A tale of India’s two big export industries: And a lesson on incentives

 Direct employment by IT services in India is estimated at 5.1 million, so about 3 million jobs are export-related. (Bloomberg)
Direct employment by IT services in India is estimated at 5.1 million, so about 3 million jobs are export-related. (Bloomberg)
Summary

  • We’re talking about petroleum and IT service exports. Policymakers must not distort incentives too much in favour of industries, but aim to create a level playing field.

India boasts of vast production capacity in one industry. The country is the world’s third largest exporter of its industrial products, which are essential for any economy to function. This is a distinction that no other sector in India can claim. One disturbing fact, however, is that it benefits very few Indians. Over 90% of the value generated in this sector accrues to capital owners. Thus, the positive wealth effect of these exports is limited. As it is one of the least labour-intensive industries, it employs only around 300,000 people. Almost all its raw material is imported, resulting in the highest foreign value-added content in Indian exports among all industries, and low employment generation via backward linkages.

It appears unthinkable for this to have occurred. But it did. This is India’s refined petroleum industry, which contributes more than 20% to our merchandise exports in value terms. Contrast this with India’s leading services export: information technology (IT). Today, its exports in value terms are 1.5 times that of petroleum exports. Back in 2012-13, both were at nearly similar levels. The domestic value-added content of IT exports is among the highest. The labour share of value addition is only a bit less than 50%, compared to under 10% in refined petroleum. Close to 60% of employment in the sector is related to exports. Direct employment by IT services in India is estimated at 5.1 million, so about 3 million jobs are export-related. IT services have backward and forward linkages in sectors like transport, hospitality, security and housekeeping services, personal services, apart from the demand their employees generate for real estate, consumer durables, etc.

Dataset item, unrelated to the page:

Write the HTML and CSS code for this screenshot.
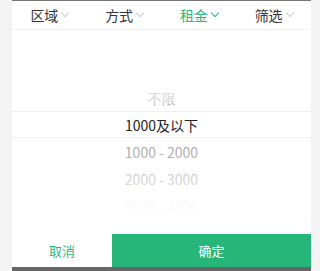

While refined petroleum and IT are poles apart in their import content of exports, employment generation and the share of labour income, their evolution is a classic example of the two most important words in economics: incentives matter.

Entrepreneurs in both sectors realized that by entering these, they can avoid dependence on India’s poor physical infrastructure, stringent labour laws and multiple licensing requirements with lengthy delays. In the early 2000s, the government relaxed its domestic price cap on refined petroleum products. But it continued providing subsidies to public sector oil companies so that they could retail fuel below market-driven prices. It refused subsidies to the private sector, so it became unviable for the top private player, Reliance Industries, to sell refined petroleum products domestically. It shut all local petrol pumps in March 2008. Later, it would open selective petrol pumps on days when crude oil import prices fell sufficiently for it to make profits by selling petrol locally. It was a textbook example of the principle that a business should stay open if and when it can cover its variable costs.

Reliance focused on the export market instead. Its Jamnagar refinery complex in Gujarat can access shipping routes and is not over-dependent on road or rail infrastructure. Refined petroleum does not need much labour and its refineries are anyway in export processing zones where less stringent labour laws are applicable.

Similarly, India’s services industry is outside the purview of the Factory Act. Also, IT workers usually have payroll jobs, not permanent jobs. Either side can exist the work contract based on a mutually agreed notice period. Therefore, firms in the IT sector have an incentive to expand their workforce; labour cost can be reduced if demand falters. IT exports are not dependent on physical infra beyond the transportation needs of workers. Unlike manufacturing, it takes less time and effort to get business and environmental licences. India’s IT employment will continue to flourish if it survives the impact of artificial intelligence (AI) on the industry. However, millions of Indians do not have the requisite skills for an IT job.

In policy circles, a hunt is on for a manufacturing equivalent of the IT sector: with a low import requirement and balanced income share of capital and labour, but higher labour intensity with lower labour skills needed than IT. None of our manufacturing sectors currently fulfils these criteria. Also, factory processes have become more tech-oriented and automated. Further, domestic raw material is often difficult to obtain at globally competitive prices.

Is there a service sector that can replicate the success of India’s IT sector but needs lower labour skills, has higher labour intensity and also forges worthy backward and forward linkages? There may be one that has remained neglected for a long time, except in a handful of Indian states: the tourism sector. India currently accounts for only just over 1% of global tourism. India’s rank on the Global Travel and Tourism Development Index in 2021 was 54th.

Developing the tourism sector would need streamlining visas and entry requirements, improving transport infrastructure to enhance in-land connectivity, developing and maintaining high-quality accommodation facilities as well as efficient healthcare and safety services, boosting the food processing sector, and integrating sustainable practices, among other developments.

It is always a good idea to diversify one’s bets. So also in the case of Indian exports. The best that policymakers can do is not distort incentives too much in favour of specific industries, but create a level playing field by focusing on good physical infrastructure, human capital and lower import tariffs, and also easing the burden of excessive licensing requirements.